A new Fed study on immigration and economic growth is reshaping the debate over how labor flows affect the U.S. economy. Research from the Federal Reserve Bank of San Francisco suggests that the surge in unauthorized immigration between 2021 and 2024 significantly expanded the labor force, particularly in industries facing persistent worker shortages.
The findings also indicate that the subsequent immigration crackdown beginning in 2024 has reduced workforce growth in key sectors. At a time when the U.S. faces a housing deficit and accelerating demand for AI infrastructure, the labor supply question is emerging as a central economic variable.
What the San Francisco Fed Found
In an economic letter titled “Unauthorized Immigration Effects on Local Labor Markets,” Daniel Wilson of the Federal Reserve Bank of San Francisco and Xiaoquing Zhao of the Federal Reserve Bank of Dallas analyzed immigration court data across more than 3,000 U.S. counties. Their research tracked net inflows of working age unauthorized immigrants during two distinct periods, the high entry years from 2021 to early 2024 and the enforcement period that followed.
The authors estimate that approximately 3.5 million unauthorized immigrants entered the country during the earlier period. Many were encountered at ports of entry and permitted to remain while their immigration cases proceeded. According to the study, most working age arrivals participated in the labor force at rates similar to those in their home countries.
The key conclusion is striking. A one percent increase in the local unauthorized workforce corresponded to a 0.92 percent rise in overall employment in that area. The relationship was close to one for one. Rather than displacing workers, the new arrivals appear to have enabled job growth by filling gaps in construction, manufacturing, hospitality, and other labor intensive industries.
Housing, AI, and the Cost of Labor
The implications extend beyond simple employment figures. Residential construction remains under pressure from a structural housing shortage. Builders depend heavily on trades such as carpentry, framing, and electrical work, occupations where shortages have persisted for years.
The study suggests that tightening immigration flows may constrain residential construction at a critical moment. A smaller labor pool could translate into higher wages, rising project costs, and ultimately higher home prices.
The same dynamic could affect large scale infrastructure tied to artificial intelligence. Data centers, which require specialized construction and electrical work, depend on reliable access to skilled labor. Slower workforce growth may lengthen build timelines and increase capital expenditures for technology firms investing in AI capacity.
The CBO Signals a Broader Slowdown
The conclusions of the Fed paper align with projections from the Congressional Budget Office. In its latest ten year outlook, the CBO warns that slower net migration will weigh on labor force growth and overall GDP expansion.
Before the pandemic, the U.S. labor force expanded at an average annual rate of roughly 0.7 percent. During the surge in immigration from 2021 through 2024, growth accelerated to approximately 1.6 percent. However, for the period from 2026 to 2034, the CBO projects labor force growth of just 0.4 percent annually.
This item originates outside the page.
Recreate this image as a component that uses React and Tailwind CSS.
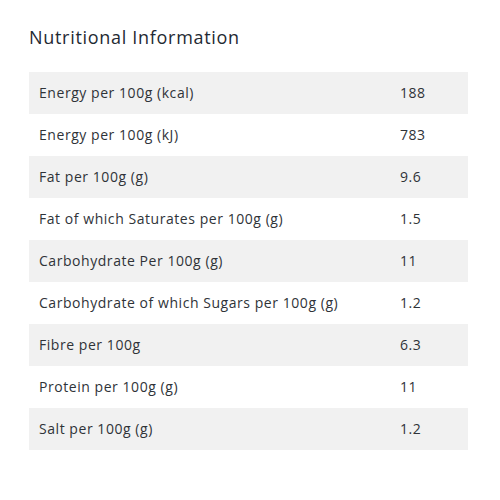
import React from 'react';

const rows = [
  ['Energy per 100g (kcal)', '188'],
  ['Energy per 100g (kJ)', '783'],
  ['Fat per 100g (g)', '9.6'],
  ['Fat of which Saturates per 100g (g)', '1.5'],
  ['Carbohydrate Per 100g (g)', '11'],
  ['Carbohydrate of which Sugars per 100g (g)', '1.2'],
  ['Fibre per 100g', '6.3'],
  ['Protein per 100g (g)', '11'],
  ['Salt per 100g (g)', '1.2'],
];

export default function App() {
  return (
    <div className="w-[500px] h-[500px] bg-white pl-[29px] pr-[32px] pt-[25px] text-[#2f3338] font-['Open_Sans',sans-serif]">
      <h2 className="text-[18px] leading-[24px] tracking-[0.7px] text-[#1f2a33] mb-[23px]">Nutritional Information</h2>
      <div className="flex flex-col">
        {rows.map(([label, value], i) => (
          <div
            key={label}
            className={`flex items-center h-[42px] text-[14px] leading-[20px] tracking-[0.55px] ${i % 2 === 0 ? 'bg-[#f1f1f1]' : 'bg-white'}`}
          >
            <div className="w-[361px] pl-[10px]">{label}</div>
            <div className="pl-[10px]">{value}</div>
          </div>
        ))}
      </div>
    </div>
  );
}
The agency also reduced its estimate of labor force additions over the next decade by 2.4 million workers compared with last year’s forecast. It explicitly links weaker net migration to slower GDP growth, softer consumer demand, and slower housing construction.
Taken together, these projections point to average national income growth of about 1.8 percent annually between 2027 and 2036, well below the pace recorded in the decade before the pandemic.
Revisiting Milton Friedman’s Immigration Argument
The economic logic echoes arguments made decades ago by Milton Friedman. The Nobel laureate maintained that immigration strengthens the U.S. economy when newcomers enter the workforce quickly and contribute to production. He argued that immigrants often take positions that employers struggle to fill, enabling expansion rather than displacing existing workers.
While today’s policy debate differs from earlier eras, the Fed’s findings reinforce the broader principle that labor supply is central to long term growth. The United States faces demographic headwinds as baby boomers retire and native born workforce growth slows. Without sustained labor force expansion, the economy’s capacity to grow becomes constrained.
The new research does not weigh in on border policy or enforcement strategy. Instead, it isolates the measurable economic impact of workforce inflows and outflows. Its conclusion is clear: immigration levels materially influence employment growth and, by extension, national output.
As policymakers consider the balance between enforcement and economic performance, the data suggest that labor availability may be as consequential as tax rates or interest policy in shaping the next phase of U.S. expansion.